Some 45 out of the 67 public-private partnership (PPP) projects under the Public Private Partnership Unit (UKAS) that are under review have been approved, according to a recent report.
However, the status of the remaining 22 PPP projects under UKAS is not known.
However, the Malaysian Finance Minister said that the ministry had no intention of cancelling any of the PPP projects. He added that at the moment, 45 out of 67 PPP projects under review have been given the green light to proceed, on the condition that they go through an open tender process.
The minister also said that the projects approved after the review would not only generate additional economic growth but also raise the quality of growth and leave no space for financial abuse, moving forward.
Additionally, the minister pointed out that Malaysia was not undergoing “austerity” measures, but was employing “smarter spending” strategies.
It was noted that the government was adopting a wider application of the open tender process, selective public investments and renegotiating mega-infrastructure projects.
If there are areas of priority that require spending, the government would be more than happy to spend, especially for long-term sustainable growth, the minister promised.
The government had managed to shave RMB5.22 billion off the MRT2’s total cost of RMB56.93 billion by rationalising the above-ground portion of the project.
More savings will be gained when we re-tender the underground segment soon, according to the leader.
Earlier, Economic Affairs Minister had said that the government remained committed to growing and breaking out of the middle-income trap to become an advanced high-income economy. Malaysia remains stuck in the middle-income trap, as it has not yet been able to transition towards becoming a high-income nation, the minister had said at his speech at the forum.
As of 2017, gross domestic product (GDP) per capita as measured in terms of nominal US dollars had fallen to 9,944 from a peak of 11,183 in 2014.
Breaking out of the middle-income trap would require a different economic logic for Malaysia.
The second idea is economic complexity or diversification of the economy, via exports in agriculture, manufacturing or services because exporting to the world requires that whatever goods or services we produce be globally competitive. Hence, Malaysia’s economy must be as far along the technology and efficiency frontiers as possible.
He noted that firms also need to move away from being too narrowly focused on chasing short-term profits. Short-term thinking necessarily means that companies will hold off on reinvesting for the future, therefore reducing their long-term sustainability and profitability.

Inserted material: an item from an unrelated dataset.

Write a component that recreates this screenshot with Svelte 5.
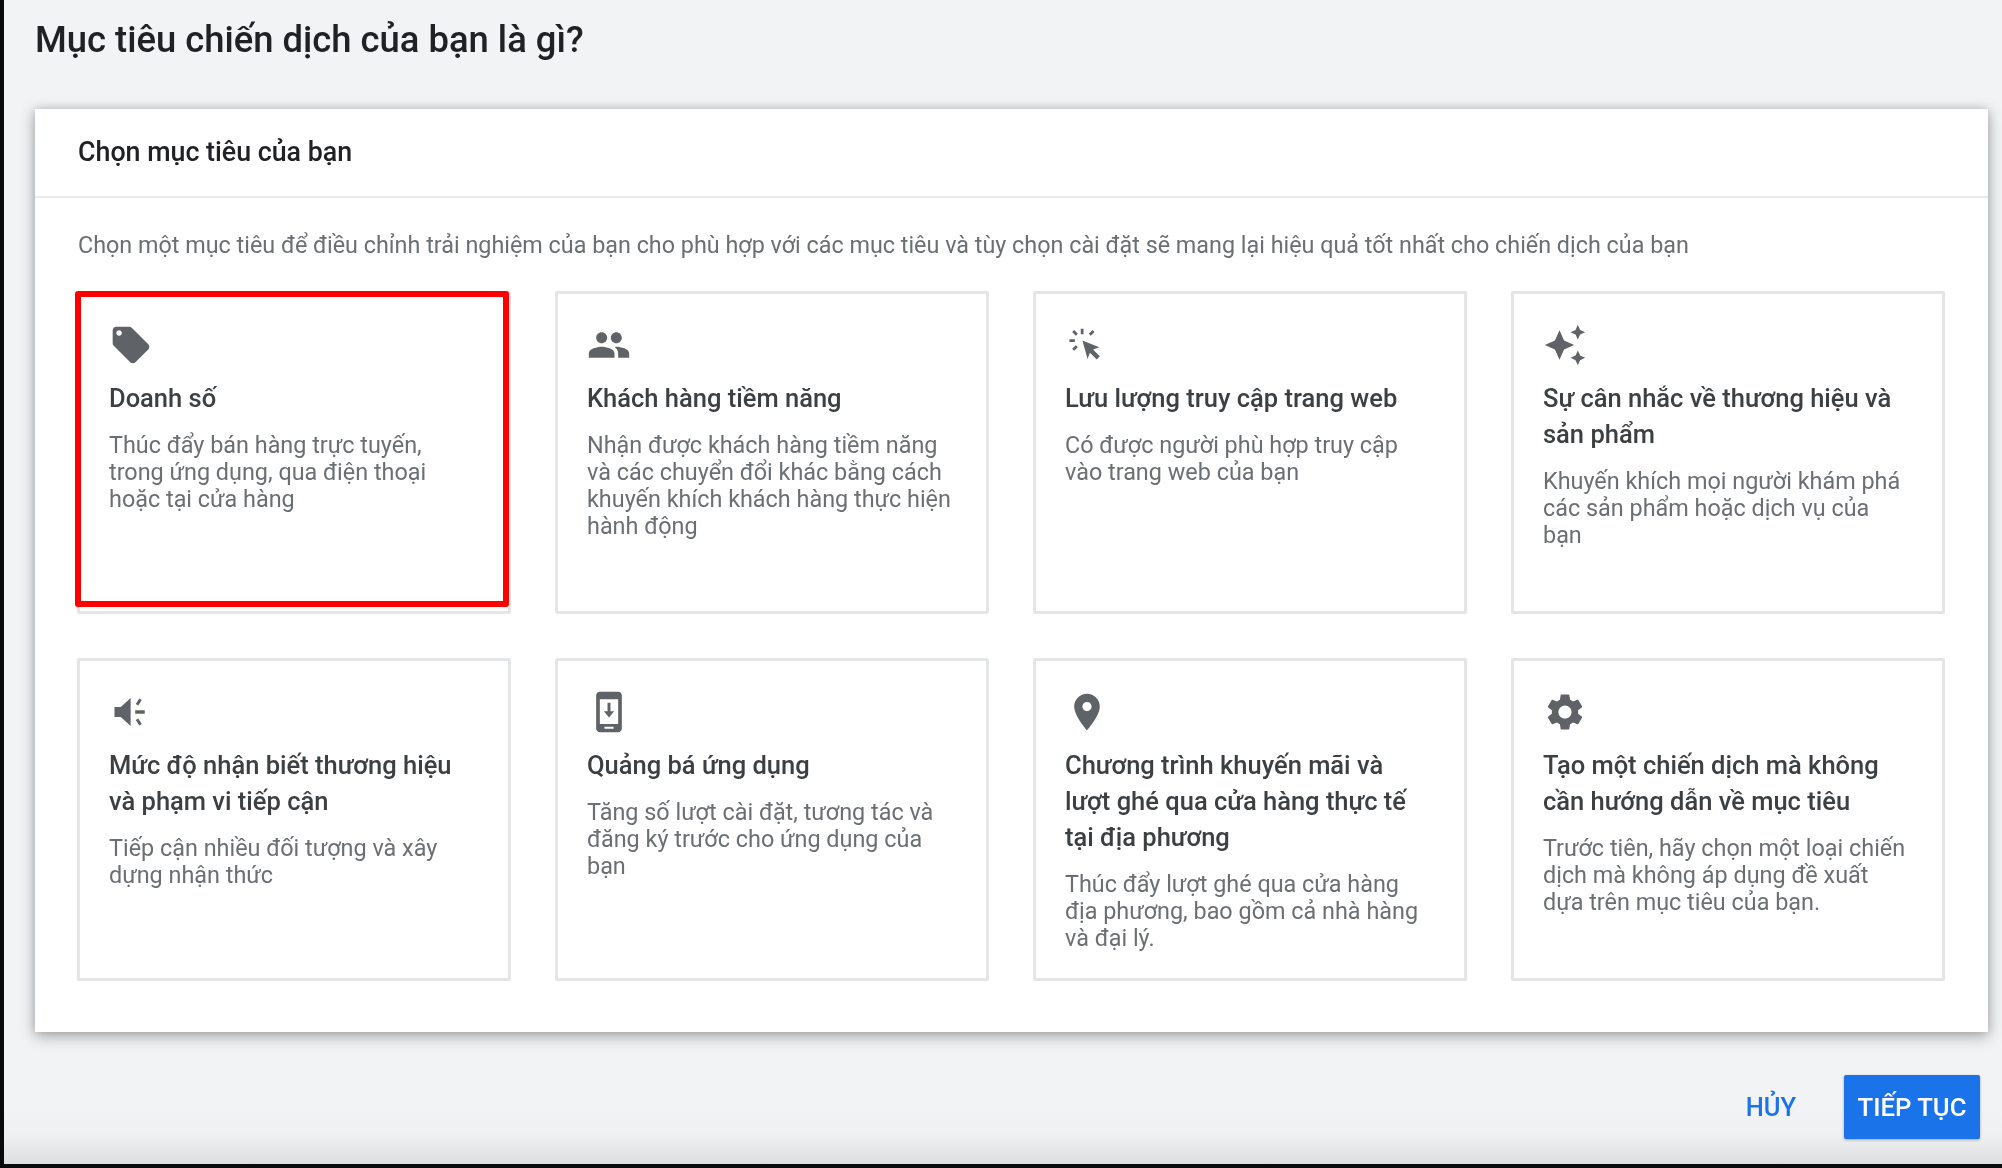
<script lang="ts">
  const goals = [
    {
      title: 'Doanh số',
      desc: 'Thúc đẩy bán hàng trực tuyến, trong ứng dụng, qua điện thoại hoặc tại cửa hàng',
      icon: 'M21.41 11.58l-9-9C12.05 2.22 11.55 2 11 2H4c-1.1 0-2 .9-2 2v7c0 .55.22 1.05.59 1.42l9 9c.36.36.86.58 1.41.58.55 0 1.05-.22 1.41-.59l7-7c.37-.36.59-.86.59-1.41 0-.55-.23-1.06-.59-1.42zM5.5 7C4.67 7 4 6.33 4 5.5S4.67 4 5.5 4 7 4.67 7 5.5 6.33 7 5.5 7z',
      selected: true
    },
    {
      title: 'Khách hàng tiềm năng',
      desc: 'Nhận được khách hàng tiềm năng và các chuyển đổi khác bằng cách khuyến khích khách hàng thực hiện hành động',
      icon: 'M16 11c1.66 0 2.99-1.34 2.99-3S17.66 5 16 5c-1.66 0-3 1.34-3 3s1.34 3 3 3zm-8 0c1.66 0 2.99-1.34 2.99-3S9.66 5 8 5C6.34 5 5 6.34 5 8s1.34 3 3 3zm0 2c-2.33 0-7 1.17-7 3.5V19h14v-2.5c0-2.33-4.67-3.5-7-3.5zm8 0c-.29 0-.62.02-.97.05 1.16.84 1.97 1.97 1.97 3.45V19h6v-2.5c0-2.33-4.67-3.5-7-3.5z'
    },
    {
      title: 'Lưu lượng truy cập trang web',
      desc: 'Có được người phù hợp truy cập vào trang web của bạn',
      icon: 'M9.5 9.5l9.2 3.7-3.4 1.3 3.7 3.7-1.7 1.7-3.7-3.7-1.3 3.4zM8.6 3.2h1.5v3H8.6zM2.4 8.8h3v1.5h-3zM3.9 4.9L5 3.8l2 2-1.1 1.1zM13 5.8l2-2 1.1 1.1-2 2zM3.9 14.1l2-2L7 13.2l-2 2z'
    },
    {
      title: 'Sự cân nhắc về thương hiệu và sản phẩm',
      desc: 'Khuyến khích mọi người khám phá các sản phẩm hoặc dịch vụ của bạn',
      icon: 'M19 9l1.25-2.75L23 5l-2.75-1.25L19 1l-1.25 2.75L15 5l2.75 1.25L19 9zm-7.5.5L9 4 6.5 9.5 1 12l5.5 2.5L9 20l2.5-5.5L17 12l-5.5-2.5zM19 15l-1.25 2.75L15 19l2.75 1.25L19 23l1.25-2.75L23 19l-2.75-1.25L19 15z'
    },
    {
      title: 'Mức độ nhận biết thương hiệu và phạm vi tiếp cận',
      desc: 'Tiếp cận nhiều đối tượng và xây dựng nhận thức',
      icon: 'M3 9.3v5.4h3.4l5.4 5V4.3l-5.4 5zM14.3 11.1h5.2v1.8h-5.2zM14.6 7.6l1.9-3 1.4.9-1.9 3zM14.6 16.4l1.4-.9 1.9 3-1.4.9z'
    },
    {
      title: 'Quảng bá ứng dụng',
      desc: 'Tăng số lượt cài đặt, tương tác và đăng ký trước cho ứng dụng của bạn',
      icon: 'M17 1.01L7 1c-1.1 0-2 .9-2 2v18c0 1.1.9 2 2 2h10c1.1 0 2-.9 2-2V3c0-1.1-.9-1.99-2-1.99zM17 18.5H7V5h10v13.5zM9.5 20h5v1.2h-5zM11.2 7h1.6v4.6h2L12 15l-2.8-3.4h2z'
    },
    {
      title: 'Chương trình khuyến mãi và lượt ghé qua cửa hàng thực tế tại địa phương',
      desc: 'Thúc đẩy lượt ghé qua cửa hàng địa phương, bao gồm cả nhà hàng và đại lý.',
      icon: 'M12 2C8.13 2 5 5.13 5 9c0 5.25 7 13 7 13s7-7.75 7-13c0-3.87-3.13-7-7-7zm0 9.5c-1.38 0-2.5-1.12-2.5-2.5s1.12-2.5 2.5-2.5 2.5 1.12 2.5 2.5-1.12 2.5-2.5 2.5z'
    },
    {
      title: 'Tạo một chiến dịch mà không cần hướng dẫn về mục tiêu',
      desc: 'Trước tiên, hãy chọn một loại chiến dịch mà không áp dụng đề xuất dựa trên mục tiêu của bạn.',
      icon: 'M19.14 12.94c.04-.3.06-.61.06-.94 0-.32-.02-.64-.07-.94l2.03-1.58c.18-.14.23-.41.12-.61l-1.92-3.32c-.12-.22-.37-.29-.59-.22l-2.39.96c-.5-.38-1.03-.7-1.62-.94l-.36-2.54c-.04-.24-.24-.41-.48-.41h-3.84c-.24 0-.43.17-.47.41l-.36 2.54c-.59.24-1.13.57-1.62.94l-2.39-.96c-.22-.08-.47 0-.59.22L2.74 8.87c-.12.21-.08.47.12.61l2.03 1.58c-.05.3-.09.63-.09.94s.02.64.07.94l-2.03 1.58c-.18.14-.23.41-.12.61l1.92 3.32c.12.22.37.29.59.22l2.39-.96c.5.38 1.03.7 1.62.94l.36 2.54c.05.24.24.41.48.41h3.84c.24 0 .44-.17.47-.41l.36-2.54c.59-.24 1.13-.56 1.62-.94l2.39.96c.22.08.47 0 .59-.22l1.92-3.32c.12-.22.07-.47-.12-.61l-2.01-1.58zM12 15.6c-1.98 0-3.6-1.62-3.6-3.6s1.62-3.6 3.6-3.6 3.6 1.62 3.6 3.6-1.62 3.6-3.6 3.6z'
    }
  ];
</script>

<div class="frame">
  <main class="page">
    <h1 class="page-title">Mục tiêu chiến dịch của bạn là gì?</h1>

    <section class="panel">
      <h2 class="panel-title"><span class="soft">Chọn mục tiêu của bạn</span></h2>
      <div class="panel-body">
        <p class="intro">Chọn một mục tiêu để điều chỉnh trải nghiệm của bạn cho phù hợp với các mục tiêu và tùy chọn cài đặt sẽ mang lại hiệu quả tốt nhất cho chiến dịch của bạn</p>
        <div class="goal-grid">
          {#each goals as goal}
            <div class="goal">
              <svg class="goal-icon" viewBox="0 0 24 24" aria-hidden="true"><path d={goal.icon} /></svg>
              <div class="goal-title">{goal.title}</div>
              <div class="goal-desc">{goal.desc}</div>
              {#if goal.selected}
                <div class="highlight"></div>
              {/if}
            </div>
          {/each}
        </div>
      </div>
    </section>

    <div class="actions">
      <button class="btn-cancel"><span class="soft">HỦY</span></button>
      <button class="btn-next"><span class="soft">TIẾP TỤC</span></button>
    </div>
  </main>
</div>

<style>
  :global(body) { margin: 0; background: #0a0a0a; }

  .frame {
    width: 2002px; height: 1168px; box-sizing: border-box;
    padding: 0 0 4px 4px; background: #0a0a0a;
    font-family: Roboto, "Noto Sans", sans-serif;
  }

  .page {
    height: 100%; display: flex; flex-direction: column;
    padding: 0 14px 0 31px; box-sizing: border-box;
    background: linear-gradient(to bottom, #f1f3f4 0, #f1f3f4 1110px, #eff0f2 1135px, #dcdee0 100%);
  }

  /* the reference is a soft upscaled capture, text and icons carry a slight blur */
  .soft, .page-title, .intro, .goal-icon, .goal-title, .goal-desc { filter: blur(0.55px); }
  .soft { display: inline-block; }

  .page-title {
    margin: 0; height: 109px; padding-top: 19px; box-sizing: border-box;
    font-size: 36.4px; font-weight: 500; line-height: 42px; color: #202124;
  }

  .panel {
    height: 923px; background: #ffffff; flex: none;
    box-shadow: 0 4px 14px rgba(60, 64, 67, 0.42), 0 0 8px rgba(60, 64, 67, 0.16);
  }

  .panel-title {
    margin: 0; height: 89px; padding-left: 43px; box-sizing: border-box;
    border-bottom: 2px solid #e8eaed;
    font-size: 26.8px; font-weight: 500; line-height: 87px; color: #202124;
  }

  .panel-body { padding: 31px 43px 0 42px; }

  .intro {
    margin: 0 0 30px 1px; font-size: 23.35px; line-height: 32px; color: #6b6f73; white-space: nowrap;
  }

  .goal-grid {
    display: grid; grid-template-columns: repeat(4, 434px); grid-auto-rows: 323px;
    column-gap: 44px; row-gap: 44px;
  }

  .goal {
    position: relative; box-sizing: border-box; padding: 29px 30px 0 29px;
    border: 3px solid #e4e5e7; border-radius: 2px; background: #ffffff;
  }

  .goal-icon { display: block; width: 44px; height: 44px; margin-bottom: 13px; fill: #5f6368; }

  .goal-title {
    font-size: 25.5px; font-weight: 500; line-height: 36px; color: #3c4043;
    margin-bottom: 16px; padding-right: 8px;
  }

  .goal-desc { font-size: 23.4px; line-height: 27px; color: #6b6f73; }

  .highlight {
    position: absolute; left: -5px; top: -3px; width: 434px; height: 316px;
    box-sizing: border-box; border: 6px solid #ff0000; border-radius: 3px;
  }

  .actions {
    display: flex; justify-content: flex-end; align-items: center; gap: 48px;
    padding: 43px 8px 0 0;
  }

  .btn-cancel {
    border: none; background: none; padding: 0; font: inherit;
    font-size: 25.5px; font-weight: 500; color: #1a73e8;
  }

  .btn-next {
    width: 136px; height: 64px; border: none; border-radius: 2px; padding: 0;
    background: #1a73e8; color: #ffffff; font: inherit; font-size: 25.7px; font-weight: 500;
    box-shadow: 0 1px 3px rgba(60, 64, 67, 0.4);
  }
</style>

In summary, the country’s leaders suggest the pursuance of a balanced development path, with policies that enhance inclusion, integrity and sustainability, as well as delivering economic growth for the continued prosperity of Malaysians.
Meanwhile, the minister said that growth in terms of GDP alone could not be considered successful unless translated into real benefits for the people.

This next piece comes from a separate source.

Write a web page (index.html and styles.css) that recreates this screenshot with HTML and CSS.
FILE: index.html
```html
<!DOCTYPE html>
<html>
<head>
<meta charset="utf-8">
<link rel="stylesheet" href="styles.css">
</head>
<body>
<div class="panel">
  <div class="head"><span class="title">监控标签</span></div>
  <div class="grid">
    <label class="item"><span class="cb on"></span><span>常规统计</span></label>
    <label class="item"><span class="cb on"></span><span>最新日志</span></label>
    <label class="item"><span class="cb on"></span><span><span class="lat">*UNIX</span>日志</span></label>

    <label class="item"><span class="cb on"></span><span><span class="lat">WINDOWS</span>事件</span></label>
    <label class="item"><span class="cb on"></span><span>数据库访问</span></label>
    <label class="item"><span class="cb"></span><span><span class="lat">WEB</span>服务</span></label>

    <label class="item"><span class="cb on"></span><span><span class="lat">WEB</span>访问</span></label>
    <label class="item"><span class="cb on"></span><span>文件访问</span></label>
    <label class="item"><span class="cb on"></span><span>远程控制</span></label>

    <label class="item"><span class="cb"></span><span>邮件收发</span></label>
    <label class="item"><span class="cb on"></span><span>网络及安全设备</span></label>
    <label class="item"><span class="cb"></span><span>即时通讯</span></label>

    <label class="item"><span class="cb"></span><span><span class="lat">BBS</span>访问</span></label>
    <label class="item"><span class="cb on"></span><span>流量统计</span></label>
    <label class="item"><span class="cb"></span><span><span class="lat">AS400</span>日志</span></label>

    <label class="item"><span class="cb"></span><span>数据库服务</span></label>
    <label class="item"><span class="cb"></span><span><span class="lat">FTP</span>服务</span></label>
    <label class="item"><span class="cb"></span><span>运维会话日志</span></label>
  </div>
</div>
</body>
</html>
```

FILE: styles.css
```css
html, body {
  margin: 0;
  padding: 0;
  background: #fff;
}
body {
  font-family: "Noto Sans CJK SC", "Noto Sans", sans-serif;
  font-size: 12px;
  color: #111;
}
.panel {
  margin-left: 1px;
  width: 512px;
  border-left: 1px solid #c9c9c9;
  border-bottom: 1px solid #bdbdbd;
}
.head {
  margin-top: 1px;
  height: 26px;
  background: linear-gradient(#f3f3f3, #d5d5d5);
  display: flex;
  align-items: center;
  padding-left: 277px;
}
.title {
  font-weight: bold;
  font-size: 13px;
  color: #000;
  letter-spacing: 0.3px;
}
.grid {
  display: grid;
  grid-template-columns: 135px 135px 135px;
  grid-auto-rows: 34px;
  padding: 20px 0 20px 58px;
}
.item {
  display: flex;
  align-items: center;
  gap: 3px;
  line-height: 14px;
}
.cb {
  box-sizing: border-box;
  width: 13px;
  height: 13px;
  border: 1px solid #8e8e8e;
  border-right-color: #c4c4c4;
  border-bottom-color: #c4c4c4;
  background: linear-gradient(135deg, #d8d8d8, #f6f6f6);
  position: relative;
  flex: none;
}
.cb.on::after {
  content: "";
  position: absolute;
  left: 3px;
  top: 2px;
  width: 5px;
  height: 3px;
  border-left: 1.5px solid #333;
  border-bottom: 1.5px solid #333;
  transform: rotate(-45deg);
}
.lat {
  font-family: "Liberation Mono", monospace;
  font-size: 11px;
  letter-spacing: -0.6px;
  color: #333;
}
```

On the subject of foreign investment, he said there’s a need to emphasise that while short-term capital inflows may do wonders for the stock market, that would not translate into value creation.
That is why the government encourages long-term foreign direct investment in greenfield investments that would create jobs, boost purchasing power and help create a better economic eco-system.
Going forward, economic growth will also be driven by the high-tech sectors, underlining the potential of the digital economy in ensuring Malaysia’s transition to a high-income and developed economy. He said that there would be changes in the investment mandate that would address the current challenges.
Among the programmes that the country needs to speed up are especially in research and development as well as green investment, he had said.